Godard quiere que su película se asemeje a las tragedias griegas, tragedias como la del cine, una invención sin futuro entendido como hasta entonces se hacía. Ese es el mensaje que podemos deducir inmediatamente una vez hemos contemplado la secuencia del visionado de la película de Fritz Lang. No por nada Paul manifestará su anhelo de regresar a los tiempos de la United Artists, un estudio menor que nace con muy pocos recursos para satisfacer los impulsos creativos de cuatro grandes del cine mudo: Griffith, Chaplin, Pickford, Fairbanks, que cansados de ser asalariados de los estudios, quisieron producir sus propias películas, llegando a implantar un modelo de producción que se ha mantenido hasta hoy de directores- productores.

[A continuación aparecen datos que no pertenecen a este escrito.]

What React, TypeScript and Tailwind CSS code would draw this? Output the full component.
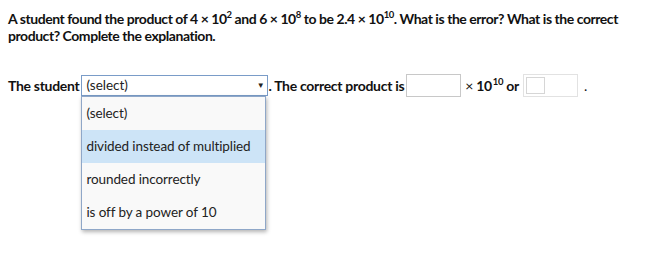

Si, tal y como dice Lang cuando cita a Hölderlin y su poema Vocación de poeta, el hombre o Ulises necesitaban desvincularse de los dioses para ayudarse a sí mismos, guionista y director estén en el mismo camino a la hora de liberarse del productor, de un Prokosch que dice comprender a los dioses, pero también de la estrella de cine que de manera innegable encarna Brigitte Bardot a pesar de que se nos diga que es mecanógrafa (lo cierto es que no solo Bardot, sino también Lang, se interpretan a sí mismos en más de una ocasión) y del genio de los estudios en definitiva. Eso sí, o harán a través de la fatalidad, de la decadencia de un sistema que vemos plasmada en la puesta en escena de los enclaves de Cinecittá desde el minuto uno del filme, por mucho que Lang no crea que el homicidio sea la solución y defienda al comienzo de la película cierto tipo de productores como Goldwyn.
Retomando la idea del comienzo del filme, la de un cine que proyecta un mundo deseado, cabe preguntarse si Godard está en lo cierto en su defensa de su nuevo cine y no se equivoca al interpretar las demandas del público, como señala Daney. A pesar de todo, el filme termina en rima con el comienzo: con un equipo de rodaje todavía trabajando incluso cuando el productor ha muerto, el mismo Godard asistiendo a Lang y Ulises articulando un claro gesto de victoria. Sería interesante quizá terminar con las palabras de Astruc acerca del nuevo cine que estaba por llegar: “Las dificultades económicas y materiales del cine crean la sorprendente paradoja de que sea posible hablar de lo que todavía no existe, pues si bien sabemos lo que queremos, no sabemos cuándo y cómo podremos realizarlo”. Como Prokosch, que sabe que La Odisea necesita algo más pero sin conocer exactamente el qué. Desde luego, escuchando a Fritz Lang, de hecho, es imposible no pensar que el cine se ha convertido, como decía Astruc, en el medio idóneo para la expresión del pensamiento más profundo, de las preguntas sin respuesta que plantea Godard y otros cineastas de la modernidad a través de nuevas formas de expresión.